The amorphous nature of the silica xerogels requires numerous techniques to obtain information about their structure and properties. To use these techniques, material samples were first crushed in a mortar and then placed in a vacuum thermostatic desiccator (Vacuo-Temp, JP. SELECTA) at 100 °C to remove any moisture.

FT-IR spectra were recorded using 25 scans and a resolution of 4 cm⁻¹ in a Jasco spectrometer (mod. 4700, Japan). Spectra were obtained from KBr tablets (200 mg) with different amounts of dispersed sample: (i) 2 mg, to obtain information on the –OH groups and phenyl C–H bonds in the range of 4000–2200 cm⁻¹, and (ii) 0.6 mg, to avoid saturation of the Si–O–Si asymmetric stretching signal in the range of 2200–400 cm⁻¹ [58].

²⁹Si Cross-polarization magic-angle spinning (CP MAS) solid-state NMR spectra were recorded on a Bruker AV-400 MHz spectrometer (Billerica, MA, USA) using TMS as the reference and operating at 79.5 MHz and 5 kHz. The spectra were ¹H-decoupled, and 800 scans were acquired per spectrum. The classical notation for these types of materials was used to assign the different signals: T for the signals derived from the organic precursor silicon atoms and Q for the ones from the inorganic precursor TEOS. Depending on the number of siloxane bridges in each silicon atom, a superscript i was added (Tⁱ and Qⁱ) [46].

A PANalytical Empyrean XRD instrument (Empyrean, Almelo, The Netherlands) provided with a copper anode and a graphite monochromator was used for the obtention of the X-ray diffraction patterns, and the measurements were performed in the range of 2 ≤ 2θ ≤ 50°.

Simultaneous thermogravimetry and differential scanning calorimetry (TGA-DSC) analysis of the materials were performed using a TGA/DSC 3+ series thermogravimetric analyser (Mettler Toledo, Greifensee, Switzerland) under a constant N₂ flow of 50 mL min⁻¹. Samples (~20 mg) were placed in 70 µL alumina crucibles and heated from 30 to 1000 °C at a rate of 10 °C min⁻¹. An experiment under the same conditions and without a sample was carried out and used as a blank.

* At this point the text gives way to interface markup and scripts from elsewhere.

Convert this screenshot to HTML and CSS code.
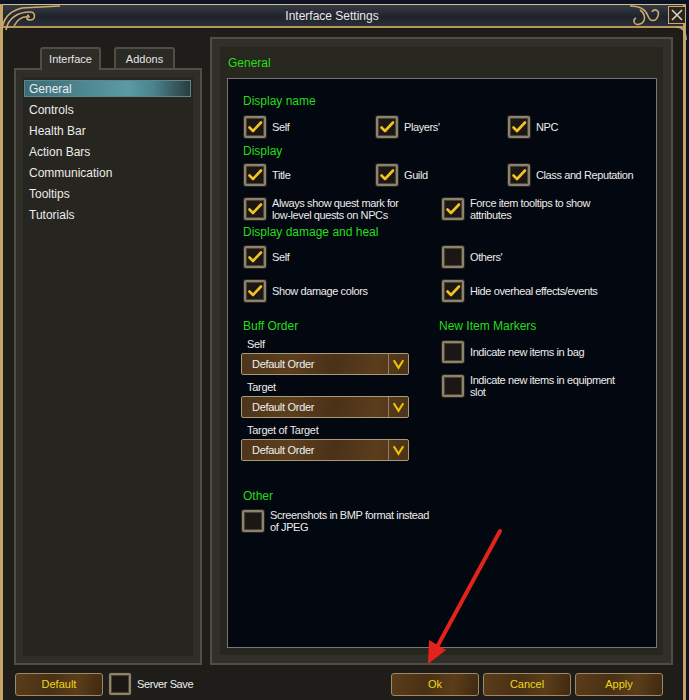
FILE: index.html
```html
<!DOCTYPE html>
<html lang="en">
<head>
    <meta charset="UTF-8">
    <title>Interface Settings</title>
    <link rel="stylesheet" href="styles.css">
</head>
<body>
    <svg width="0" height="0" style="position:absolute">
        <symbol id="check" viewBox="0 0 18 18">
            <path d="M3.5 9.5 L7 13 L15 4.5" fill="none" stroke="#f3c322" stroke-width="2.6" stroke-linecap="round" stroke-linejoin="round"/>
        </symbol>
        <symbol id="chevron" viewBox="0 0 20 20">
            <path d="M5 6 L10 14 L15 6" fill="none" stroke="#f2c200" stroke-width="2.2"/>
        </symbol>
    </svg>

    <div class="window">
        <div class="titlebar">Interface Settings</div>
        <div class="close">
            <svg width="14" height="14" viewBox="0 0 14 14"><path d="M2 2 L12 12 M12 2 L2 12" stroke="#d8d0c0" stroke-width="1.6"/></svg>
        </div>

        <div class="main">
            <div class="sidebar">
                <div class="tabs">
                    <div class="tab active">Interface</div>
                    <div class="tab">Addons</div>
                </div>
                <ul class="menu">
                    <li class="selected">General</li>
                    <li>Controls</li>
                    <li>Health Bar</li>
                    <li>Action Bars</li>
                    <li>Communication</li>
                    <li>Tooltips</li>
                    <li>Tutorials</li>
                </ul>
            </div>

            <div class="panel">
                <div class="panel-title">General</div>
                <div class="settings">
                    <h3>Display name</h3>
                    <div class="row three r1">
                        <div class="option"><span class="box"><svg><use href="#check"/></svg></span>Self</div>
                        <div class="option"><span class="box"><svg><use href="#check"/></svg></span>Players'</div>
                        <div class="option"><span class="box"><svg><use href="#check"/></svg></span>NPC</div>
                    </div>

                    <h3 class="h-display">Display</h3>
                    <div class="row three r2">
                        <div class="option"><span class="box"><svg><use href="#check"/></svg></span>Title</div>
                        <div class="option"><span class="box"><svg><use href="#check"/></svg></span>Guild</div>
                        <div class="option"><span class="box"><svg><use href="#check"/></svg></span>Class and Reputation</div>
                    </div>
                    <div class="row two r3">
                        <div class="option"><span class="box"><svg><use href="#check"/></svg></span>Always show quest mark for<br>low-level quests on NPCs</div>
                        <div class="option"><span class="box"><svg><use href="#check"/></svg></span>Force item tooltips to show<br>attributes</div>
                    </div>

                    <h3 class="h-damage">Display damage and heal</h3>
                    <div class="row two r4">
                        <div class="option"><span class="box"><svg><use href="#check"/></svg></span>Self</div>
                        <div class="option"><span class="box"></span>Others'</div>
                    </div>
                    <div class="row two r5">
                        <div class="option"><span class="box"><svg><use href="#check"/></svg></span>Show damage colors</div>
                        <div class="option"><span class="box"><svg><use href="#check"/></svg></span>Hide overheal effects/events</div>
                    </div>

                    <div class="columns">
                        <div class="col-left">
                            <h3>Buff Order</h3>
                            <div class="field-label">Self</div>
                            <div class="select"><span>Default Order</span><i><svg><use href="#chevron"/></svg></i></div>
                            <div class="field-label">Target</div>
                            <div class="select"><span>Default Order</span><i><svg><use href="#chevron"/></svg></i></div>
                            <div class="field-label">Target of Target</div>
                            <div class="select"><span>Default Order</span><i><svg><use href="#chevron"/></svg></i></div>
                        </div>
                        <div class="col-right">
                            <h3>New Item Markers</h3>
                            <div class="option m1"><span class="box"></span>Indicate new items in bag</div>
                            <div class="option m2"><span class="box"></span>Indicate new items in equipment<br>slot</div>
                        </div>
                    </div>

                    <h3 class="h-other">Other</h3>
                    <div class="option r-other"><span class="box"></span>Screenshots in BMP format instead<br>of JPEG</div>
                </div>
            </div>
        </div>

        <div class="footer">
            <div class="btn">Default</div>
            <span class="box server"></span>
            <span class="server-label">Server Save</span>
            <div class="actions">
                <div class="btn">Ok</div>
                <div class="btn">Cancel</div>
                <div class="btn">Apply</div>
            </div>
        </div>

        <!-- decorations over the frame -->
        <svg class="overlay" width="689" height="700" viewBox="0 0 689 700">
            <g fill="none" stroke="#c9ab6c" stroke-width="1.6">
                <path d="M1 40 C1 22 6 12 22 8 L60 6"/>
                <path d="M6 30 C8 18 18 12 30 12 C36 12 36 20 30 20 C26 20 26 16 29 15"/>
                <path d="M14 26 C18 18 24 16 30 17"/>
                <path d="M686 40 C686 30 682 27 676 27"/>
                <path d="M630 6 C640 6 646 10 648 16 C650 22 656 22 658 16 C660 10 654 8 652 12"/>
                <path d="M640 10 C646 14 646 22 640 24 C634 26 632 20 636 18"/>
            </g>
            <g>
                <line x1="500" y1="531" x2="437" y2="647" stroke="#e3231b" stroke-width="4" stroke-linecap="round"/>
                <polygon points="428,664 429,640 446,650" fill="#e3231b"/>
            </g>
        </svg>
    </div>
</body>
</html>
```

FILE: styles.css
```css
* {
    margin: 0;
    padding: 0;
    box-sizing: border-box;
}

body {
    width: 689px;
    height: 700px;
    overflow: hidden;
    background: #0d1324;
    font-family: "Liberation Sans", Arial, sans-serif;
}

.window {
    position: relative;
    width: 686px;
    height: 696px;
    margin-top: 4px;
    border-left: 3px solid #c4a468;
    border-right: 3px solid #c4a468;
    background: #1e1d19;
    display: flex;
    flex-direction: column;
}

.titlebar {
    height: 24px;
    padding: 2px 22px 0 0;
    border-top: 1px solid #d4bb80;
    border-bottom: 2px solid #b5975c;
    background: linear-gradient(#353b47, #1f232c 55%, #2a2e37);
    color: #e8e8e8;
    font-size: 12px;
    line-height: 18px;
    text-align: center;
}

.close {
    position: absolute;
    left: 665px;
    top: 2px;
    width: 18px;
    height: 18px;
    border: 1px solid #c9ab6c;
    background: #2a2520;
    display: flex;
    align-items: center;
    justify-content: center;
}

.main {
    flex: 1;
    display: flex;
    gap: 8px;
    padding: 9px 10px 0 11px;
}

.sidebar {
    width: 188px;
    display: flex;
    flex-direction: column;
    padding-top: 10px;
}

.tabs {
    display: flex;
    gap: 13px;
    height: 21px;
    padding-left: 26px;
}

.tab {
    width: 61px;
    height: 21px;
    border: 2px solid #4f4d46;
    border-bottom: none;
    border-radius: 3px 3px 0 0;
    background: #2a2924;
    color: #e6e6e6;
    font-size: 11px;
    line-height: 20px;
    text-align: center;
}

.tab.active {
    position: relative;
    z-index: 1;
    height: 23px;
    margin-bottom: -2px;
    background: #2d2c26;
}

.menu {
    flex: 1;
    list-style: none;
    padding: 10px 9px 0 8px;
    border: 2px solid #4f4d46;
    background: #26251f;
    box-shadow: inset 0 0 0 7px #2e2d27;
}

.menu li {
    height: 17px;
    margin-bottom: 4px;
    padding-left: 5px;
    color: #ececec;
    font-size: 12px;
    line-height: 17px;
}

.menu li.selected {
    margin-bottom: 5px;
    padding: 1px 0 0 4px;
    border: 1px solid #5e878c;
    line-height: 15px;
    background: linear-gradient(to right, #3a6c76, #5b9ba5 62%, #4a838c 78%, #2a3c3e);
}

.panel {
    width: 463px;
    display: flex;
    flex-direction: column;
    padding: 0 14px 15px 15px;
    border: 2px solid #4f4d46;
    background: #27261f;
    box-shadow: inset 0 0 0 8px #302f29;
}

.panel-title {
    height: 39px;
    padding: 17px 0 0 1px;
    color: #24de18;
    font-size: 12px;
    line-height: 14px;
}

.settings {
    flex: 1;
    padding: 15px 0 0 16px;
    border: 1px solid #76767a;
    background: #03070f;
}

h3 {
    height: 14px;
    margin-left: -1px;
    color: #24de18;
    font-size: 12px;
    font-weight: normal;
    line-height: 14px;
}

.row {
    display: flex;
}

.option {
    display: flex;
    align-items: center;
    gap: 6px;
    min-height: 22px;
    color: #ececec;
    font-size: 11px;
    letter-spacing: -0.4px;
    line-height: 12px;
    white-space: nowrap;
}

.three .option { width: 132px; }
.two .option { width: 198px; }

.r1 { margin-top: 8px; }
.h-display { margin-top: 6px; }
.r2 { margin-top: 6px; }
.r3 { margin-top: 11px; min-height: 24px; }
.h-damage { margin-top: 4px; }
.r4 { margin-top: 7px; }
.r5 { margin-top: 12px; }

.box {
    flex: none;
    width: 22px;
    height: 22px;
    border: 2px solid #8d826b;
    border-radius: 2px;
    background: #1a1714;
    box-shadow: inset 0 0 0 1px #4a4336, 0 0 0 1px #2a261f;
    display: flex;
    align-items: center;
    justify-content: center;
}

.box svg {
    width: 18px;
    height: 18px;
}

.columns {
    display: flex;
    margin-top: 17px;
}

.col-left {
    width: 198px;
}

.col-right h3 {
    margin-left: -3px;
}

.field-label {
    margin-top: 5px;
    padding-left: 3px;
    color: #ececec;
    font-size: 11px;
    letter-spacing: -0.3px;
    line-height: 13px;
}

.select + .field-label { margin-top: 6px; }

.select {
    display: flex;
    width: 168px;
    height: 22px;
    margin: 2px 0 0 -3px;
    border: 1px solid #a99a78;
    border-radius: 2px;
    background: linear-gradient(100deg, #4d3419, #5c3f1d 30%, #4a3118 55%, #5a3d1c 80%, #4b3318);
    color: #efefef;
    font-size: 11px;
    letter-spacing: -0.3px;
    line-height: 20px;
}

.select span {
    flex: 1;
    padding-left: 10px;
}

.select i {
    width: 20px;
    border-left: 1px solid #8f8062;
    display: flex;
    align-items: center;
    justify-content: center;
}

.select svg {
    width: 20px;
    height: 20px;
}

.m1 { margin-top: 8px; }
.m2 { margin-top: 11px; min-height: 24px; }

.h-other { margin-top: 28px; }

.r-other {
    margin: 6px 0 0 -2px;
    min-height: 24px;
}

.footer {
    height: 35px;
    display: flex;
    align-items: flex-start;
    padding: 8px 20px 0 12px;
}

.btn {
    width: 88px;
    height: 23px;
    border: 1px solid #9a8a66;
    border-radius: 3px;
    background: linear-gradient(100deg, #5a3c19, #4a3014 40%, #5b3d1a 70%, #402911);
    color: #ecd81a;
    font-size: 11px;
    line-height: 21px;
    text-align: center;
}

.box.server {
    margin-left: 6px;
}

.server-label {
    margin-left: 6px;
    color: #ececec;
    font-size: 11px;
    letter-spacing: -0.4px;
    line-height: 23px;
}

.actions {
    display: flex;
    gap: 4px;
    margin-left: auto;
}

.overlay {
    position: absolute;
    left: -3px;
    top: -4px;
    pointer-events: none;
}
```
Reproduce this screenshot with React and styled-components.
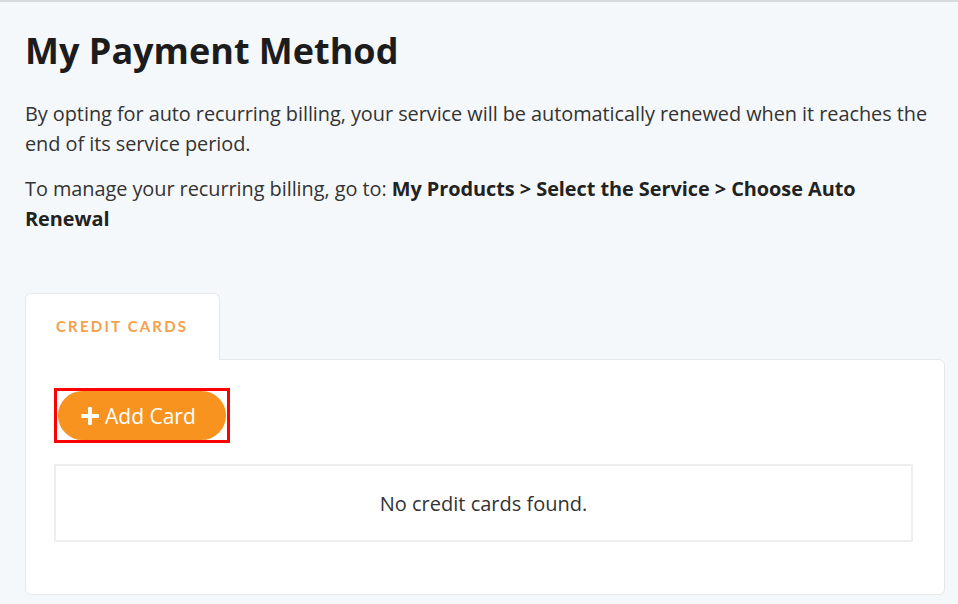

N₂ (−196 °C) and CO₂ (0 °C) adsorption–desorption isotherms were obtained using a volumetric adsorption system (ASAP2020, Micromeritics, Norcross, GA, USA). First, 150 mg of sample was used for each isotherm, placed into a Pyrex glass tube, and degassed at 150 °C up to a residual vacuum of less than 0.66 Pa. For N₂ analysis the tube was coated with a Teflon isothermal jacket and immersed in a Dewar flask containing liquid nitrogen, whereas for CO₂ analysis the tube was coated with a metal isothermal jacket and immersed in a thermostatised recirculation bath using a 50% water/ethylene glycol mixture as the refrigerant. The data were analysed using the Microactive software (version 4.06) and applying different models. The specific surface areas were calculated with Brunauer–Emmett–Teller (BET) model and the Rouquerol criteria of the data obtained with N₂ as the adsorbate (a_BET) [59], and the Dubinin–Radushkevich (DR) method was applied to the CO₂ data (a_DR) [60]. Densities (0.808 g cm⁻³ for N₂ and 1.023 g cm⁻³ for CO₂) were used to calculate the volume of micropores (V_micro(N2) + V_micro(CO2), calculated with the DR method, diameter (ϕ) ≤ 2 nm), mesopores (V_meso, calculated by the subtraction of the adsorbed N₂ at p/p◦ = 0.3 and that adsorbed at p/p◦ = 0.8, 2 < ϕ ≤ 50 nm) and total volume of pores (V_t, considering the adsorbed N₂ at p/p◦ = 0.95) [61].

Pore size distributions (PSD) were determined according to density-functional theory (DFT) using the SAIEUS method and software [62], and applying the “carbon-N2-77, 2D-NLDFT heterogeneous Surface” model for N₂ adsorption and the “carbon-CO2-273, 2D-NLDFT Het Surface, pp max = 10 atm” model for CO₂ adsorption.

H₂O vapour adsorption isotherms were obtained at 25 °C using the same equipment and sample holder as those used for N₂ and CO₂ isotherms. The water vapour was dosed using the vapour kit of the equipment, and the analysis temperature was achieved using the metal isothermal jacked and the thermosthatised recirculation bath used for the CO₂ isotherm acquisitions. The time needed for the analysis ranged from 38 to 72 h. The BET and DR models were used to determine the a_BET and E_c, respectively. The liquid density of H₂O was obtained from the literature: 0.997 g.cm⁻³ at 25 °C [63].

Micrographs were acquired using a Zeiss Model EVO 15 (Oberkochen, Germany) scanning electron microscope (SEM) at 200 kV. Samples were metallised with gold–palladium for 1 min at 10 mA.